Provided data »
******

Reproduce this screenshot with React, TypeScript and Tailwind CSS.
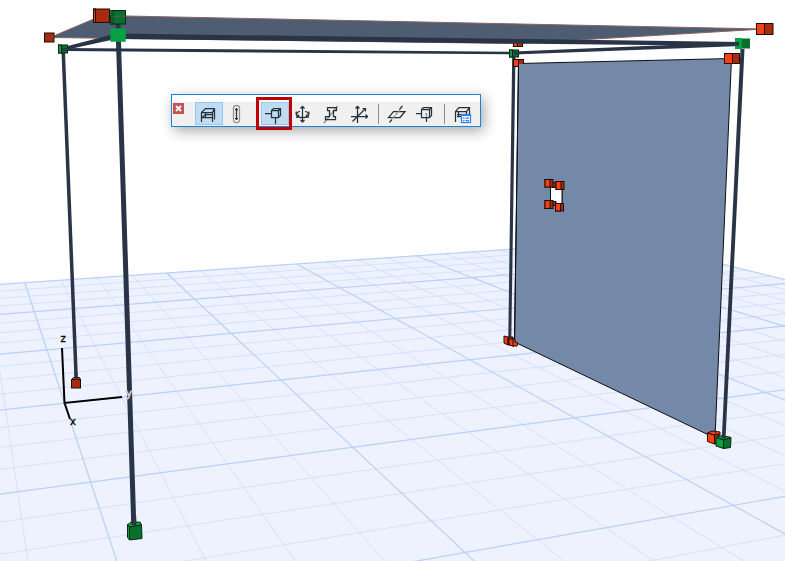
import React from "react";
import clsx from "clsx";

type Point = [number, number];

const DARK = "#293447";

// Perspective floor: four known grid nodes define the projection
const P00: Point = [24.7, 282.7];
const P10: Point = [296.7, 264];
const P11: Point = [574.7, 417.7];
const P01: Point = [90.7, 482];

const dx1 = P10[0] - P11[0];
const dx2 = P01[0] - P11[0];
const sx = P00[0] - P10[0] + P11[0] - P01[0];
const dy1 = P10[1] - P11[1];
const dy2 = P01[1] - P11[1];
const sy = P00[1] - P10[1] + P11[1] - P01[1];
const den = dx1 * dy2 - dy1 * dx2;
const g = (sx * dy2 - sy * dx2) / den;
const h = (dx1 * sy - dy1 * sx) / den;

function project(col: number, row: number): Point {
    const u = col / 8;
    const v = row / 16;
    const w = 1 + g * u + h * v;
    const x = (P10[0] - P00[0] + g * P10[0]) * u + (P01[0] - P00[0] + h * P01[0]) * v + P00[0];
    const y = (P10[1] - P00[1] + g * P10[1]) * u + (P01[1] - P00[1] + h * P01[1]) * v + P00[1];
    return [x / w, y / w];
}

const COL_MIN = -4;
const COL_MAX = 20;
const ROW_MAX = 28;

function Floor() {
    const corners = [project(COL_MIN, 0), project(COL_MAX, 0), project(COL_MAX, ROW_MAX), project(COL_MIN, ROW_MAX)];
    const lines: { a: Point; b: Point; major: boolean }[] = [];
    for (let c = COL_MIN; c <= COL_MAX; c++) {
        lines.push({ a: project(c, 0), b: project(c, ROW_MAX), major: c % 4 === 0 });
    }
    for (let r = 0; r <= ROW_MAX; r++) {
        lines.push({ a: project(COL_MIN, r), b: project(COL_MAX, r), major: r % 4 === 0 });
    }
    lines.sort((l, m) => Number(l.major) - Number(m.major));

    return (
        <g>
            <polygon points={corners.join(" ")} fill="#edf2fe" />
            {lines.map(({ a, b, major }, i) => (
                <line key={i} x1={a[0]} y1={a[1]} x2={b[0]} y2={b[1]} stroke={major ? "#b8d0fb" : "#d5e1fb"} strokeWidth={major ? 1.2 : 1} />
            ))}
        </g>
    );
}

type CubeProps = { x: number; y: number; w: number; h: number; split?: number; top?: number; color?: "red" | "green"; edge?: string };

// Node marker: bright left face, dark right face, optional top face
function Cube({ x, y, w, h, split = 0, top = 0, color = "red", edge = "#1c0d08" }: CubeProps) {
    const light = color === "red" ? "#fd3f12" : "#07a044";
    const dark = color === "red" ? "#a92b0f" : "#08702f";
    return (
        <g stroke={edge} strokeWidth={1}>
            <rect x={x} y={y} width={w} height={h} fill={dark} />
            {split > 0 && <rect x={x} y={y} width={split} height={h} fill={light} />}
            {top > 0 && <polygon points={`${x},${y} ${x + 2},${y - top} ${x + w - 1},${y - top} ${x + w},${y}`} fill={light} />}
        </g>
    );
}

function Scene() {
    return (
        <svg viewBox="0 0 785 561" className="block h-auto w-full" role="img" aria-label="3D structural model">
            <Floor />

            {/* wall */}
            <path
                d="M518.5 63.5 731.5 58.5 715 438 514.5 342ZM550.5 186.5V203.5H562V187Z"
                fill="#7489a8"
                fillRule="evenodd"
                stroke="#0c0f14"
                strokeWidth={1}
            />
            <rect x={551} y={187} width={11} height={17} fill="#fff" />
            <path d="M518.5 63.5 514.5 342M550.5 187V204M562 187V204" stroke="#0c0f14" />

            {/* slab */}
            <polygon points="50,37.5 102,15.5 765,29 518,43.5" fill="#4f5d73" stroke="#8a6460" strokeWidth={1} />

            {/* marker lying behind the beams */}
            <Cube x={513.5} y={40.5} w={9} h={6} split={4} />

            {/* beams and columns */}
            <g fill={DARK}>
                <polygon points="62,47.5 116,33.5 118,38.5 63,50.5" />
                <polygon points="63,48 514,51.7 514,54.3 63,51" />
                <polygon points="514,51.5 742,42 742,46 514,54.5" />
                <polygon points="118,33.5 742,42 742,46 118,39" />
                <polygon points="61.5,52 65,52 78,380 74.5,380" />
                <polygon points="512.2,55 515.5,55 511.3,338 508.3,338" />
            </g>
            <path d="M117.8 20 133.8 526" stroke={DARK} strokeWidth={5} />

            {/* red nodes */}
            <rect x={44.5} y={33} width={9.5} height={9} fill="#a92b0f" stroke="#1c0d08" />
            <path d="M49 38.5 54 36.5" stroke="#7b4a38" />
            <Cube x={93.5} y={9} w={16} h={13.5} split={2} />
            <Cube x={756.5} y={23.5} w={16.5} h={11} split={8} />
            <path d="M757 29H763" stroke="#a35a4a" />
            <Cube x={513.5} y={59.5} w={10} h={7} split={5} />
            <rect x={519} y={64} width={5} height={4} fill="#7489a8" />
            <Cube x={724.5} y={53.5} w={15} h={10} split={8} />
            <Cube x={71.5} y={379.5} w={9} h={8.5} top={2} />

            <rect x={552} y={182.5} width={5} height={5} fill="#a92b0f" stroke="#1c0d08" />
            <rect x={552} y={201.5} width={4} height={4} fill="#a92b0f" stroke="#1c0d08" />
            <Cube x={545} y={179.5} w={8} h={7.5} split={5} />
            <Cube x={556} y={181.5} w={8} h={8} split={5} />
            <Cube x={545} y={200.5} w={8} h={8} split={5} />
            <Cube x={555.5} y={203.5} w={8} h={7.5} split={5} />

            <g stroke="#1c0d08" strokeWidth={1}>
                <polygon points="504,336 508,337 508,345 504,343" fill="#fd3f12" />
                <polygon points="508,337 513,337 513,345 508,345" fill="#a92b0f" />
                <polygon points="509,339 513.5,339 513.5,346.5 509,344.5" fill="#fd3f12" />
                <polygon points="513,339 515,339 515,342 518,343 517,346 513,346" fill="#fd3f12" />
                <polygon points="707.5,433 714.5,435 714.5,444 707.5,441.5" fill="#fd3f12" />
                <polygon points="707.5,433 712,431 720,432 720,435 714.5,435" fill="#fd3f12" />
                <polygon points="714.5,435 719,434 719,443 714.5,444" fill="#a92b0f" />
            </g>
            <path d="M715.3 428V436" stroke={DARK} />

            {/* green nodes */}
            <Cube x={111} y={10.5} w={14.5} h={13.5} split={2} color="green" edge="#06280f" />
            <path d="M113 16.3H126" stroke="#6e513f" />
            <Cube x={111} y={29} w={14} h={12} split={14} color="green" edge="#07a044" />
            <Cube x={58.5} y={45} w={9} h={8} split={3} color="green" edge="#06280f" />
            <path d="M62 49.3H68" stroke={DARK} strokeWidth={2.5} />
            <Cube x={509.5} y={50} w={9} h={7} split={3} color="green" edge="#06280f" />
            <path d="M514 53H520" stroke={DARK} strokeWidth={2.5} />
            <rect x={735} y={38} width={7} height={11} fill="#07a044" />
            <rect x={742} y={38.5} width={8} height={10} fill="#08702f" />
            <path d="M730 43.8H739" stroke={DARK} strokeWidth={3.5} />
            <g stroke="#06280f" strokeWidth={1}>
                <polygon points="127.5,525 130,522.5 140,522 141.5,525 129.5,527" fill="#07a044" />
                <polygon points="127.5,524.5 129.5,527 129.5,540 127.5,537.5" fill="#07a044" />
                <polygon points="129.5,527 141.5,525 142,538.5 129.5,540" fill="#08702f" />
                <polygon points="716,437.5 722,435.5 731,437.5 724,440" fill="#07a044" />
                <polygon points="716,437.5 723.5,440 723.5,448.5 716,446" fill="#07a044" />
                <polygon points="723.5,440 731,437.5 730.5,447.5 723.5,448.5" fill="#08702f" />
            </g>
            <polygon points="740.5,49 744.5,49 725.5,439 721.8,438" fill={DARK} />
            <path d="M133.6 515 134 525" stroke={DARK} strokeWidth={5} />
            <path d="M75.8 372 76.2 380" stroke={DARK} strokeWidth={3} />

            {/* axes */}
            <path d="M62 348 64.5 403 122 397M64.5 403 70 419" fill="none" stroke="#000" strokeWidth={2} />
            <g fontFamily="'DejaVu Sans', sans-serif" fontSize={10} textAnchor="middle" stroke="#000" strokeWidth={0.3}>
                <text x={63} y={342}>z</text>
                <text x={73} y={425}>x</text>
                <text x={129} y={397} fill="#000" stroke="#c9ced6" strokeWidth={0.8}>y</text>
            </g>
        </svg>
    );
}

const icons: Record<string, React.ReactNode> = {
    structure: (
        <>
            <path d="M6.5 20V10.5L10.5 6.5H19.5V17.5M17.5 20V10.5H6.5M17.5 10.5 19.5 6.5" />
            <path d="M7 15.5 10.5 12.5H17M7 15.5H17M10.5 11V16" />
        </>
    ),
    member: (
        <>
            <rect x={10.5} y={3.5} width={6} height={17} rx={2.5} stroke="#8b9295" />
            <path d="M13.5 6V18M12 7.5H15M12 16.5H15" />
        </>
    ),
    node: (
        <path d="M4 11.5H10M10.5 8.5H17.5V15.5H10.5ZM10.5 8.5 12.5 6.5H19.5V13.5L17.5 15.5M17.5 8.5 19.5 6.5M14.5 16V22" />
    ),
    rotate: (
        <>
            <path d="M13.5 4V20M11.5 6.5 13.5 4.5 15.5 6.5M11.5 18 13.5 20 15.5 18" />
            <path d="M11 9.5C7 10 6.5 13.5 9.5 14.8C12 15.8 15 15.8 17.5 14.8C20.5 13.5 20 10 16 9.5M7.2 9.5V13M9.5 12.5V15H7M19.8 9.5V13M17.5 12.5V15H20" />
        </>
    ),
    section: (
        <>
            <path d="M7 21 20.5 4" stroke="#8b9295" />
            <path d="M10.5 8.5V5.5H19.5V8.5H16.5V14.5H18.5V17.5H8.5V14.5H12.5V8.5Z" />
        </>
    ),
    axes: (
        <>
            <path d="M12.5 4V21M6 14.5H23M7.5 19.5 20.5 6.5" />
            <path d="M10.5 6.5 12.5 4.5 14.5 6.5M20.5 12.5 22.5 14.5 20.5 16.5M17.5 6.5H20.5V9.5" />
        </>
    ),
    plane: (
        <>
            <path d="M10.5 9.5H22L17 15.5H5.5Z" />
            <path d="M10 16 17 8" stroke="#8b9295" strokeDasharray="3 1" />
            <path d="M6.5 20.5 9 17.5M16.5 7.5 19.5 4" />
        </>
    ),
    support: (
        <>
            <path d="M14 11.5H15.5V15" stroke="#8b9295" />
            <path d="M5 11.5H10M10.5 7.5H18.5V15.5H10.5ZM10.5 7.5 12.5 5.5H20.5V13.5L18.5 15.5M18.5 7.5 20.5 5.5M15.5 15.5V20" />
        </>
    ),
    report: (
        <>
            <path d="M6.5 20V9.5L10 5.5H20.5V12M6.5 9.5H17.5V12M17.5 9.5 20.5 5.5M8 12.5H15M8 14.5H12M9.5 10V15" />
            <rect x={12.5} y={12.5} width={9} height={8} fill="#fff" stroke="#2f7df6" />
            <path d="M12 13H22" stroke="#2f7df6" strokeWidth={2} />
            <path d="M14 16H15.5M16.5 16H20M14 18.5H15.5M16.5 18.5H20" stroke="#2f7df6" />
        </>
    ),
};

type ToolProps = { icon: string; label: string; active?: boolean; marked?: boolean };

function Tool({ icon, label, active, marked }: ToolProps) {
    return (
        <button
            type="button"
            aria-label={label}
            aria-pressed={!!active}
            className={clsx("relative h-[23px] w-7 shrink-0", active && "bg-[#c0dcf3] outline outline-1 -outline-offset-1 outline-[#90c8f6]")}
        >
            <svg viewBox="0 0 28 23" className="block h-[23px] w-7" fill="none" stroke="#263238" strokeWidth={1.25}>
                {icons[icon]}
            </svg>
            {marked && <span className="pointer-events-none absolute -top-[5px] -left-[5px] h-[33px] w-9 border-3 border-[#c00000]" />}
        </button>
    );
}

function Separator() {
    return (
        <div className="flex h-[23px] w-[10px] items-center justify-center">
            <span className="h-5 w-px bg-[#8c8c8c]" />
        </div>
    );
}

function Toolbar() {
    return (
        <div
            role="toolbar"
            aria-label="Selection filter"
            className="absolute top-[94px] left-[171px] border border-[#1f83d3] bg-white pt-[7px] shadow-[3px_4px_14px_rgba(0,0,0,0.35)]"
        >
            <div className="flex items-start bg-[#f0f0f0] pr-[3px] pb-px pl-px">
                <button type="button" aria-label="Close" className="mt-px mr-[11px] flex size-[11px] items-center justify-center bg-[#c75050]">
                    <svg viewBox="0 0 11 11" className="size-[11px]" stroke="#fff" strokeWidth={2}>
                        <path d="M3 3 8 8M8 3 3 8" />
                    </svg>
                </button>
                <Tool icon="structure" label="Structure" active />
                <Tool icon="member" label="Member" />
                <Separator />
                <Tool icon="node" label="Node" active marked />
                <Tool icon="rotate" label="Rotation" />
                <Tool icon="section" label="Section" />
                <Tool icon="axes" label="Axes" />
                <Separator />
                <Tool icon="plane" label="Plane" />
                <Tool icon="support" label="Support" />
                <Separator />
                <Tool icon="report" label="Report" />
            </div>
        </div>
    );
}

export default function App() {
    return (
        <main className="relative w-full overflow-hidden bg-white">
            <Scene />
            <Toolbar />
        </main>
    );
}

******

Goal » Pull out all lines from the listing that contain the string "React".

Reply to the exercise »
Reproduce this screenshot with React, TypeScript and Tailwind CSS.
import React from "react";
const icons: Record<string, React.ReactNode> = {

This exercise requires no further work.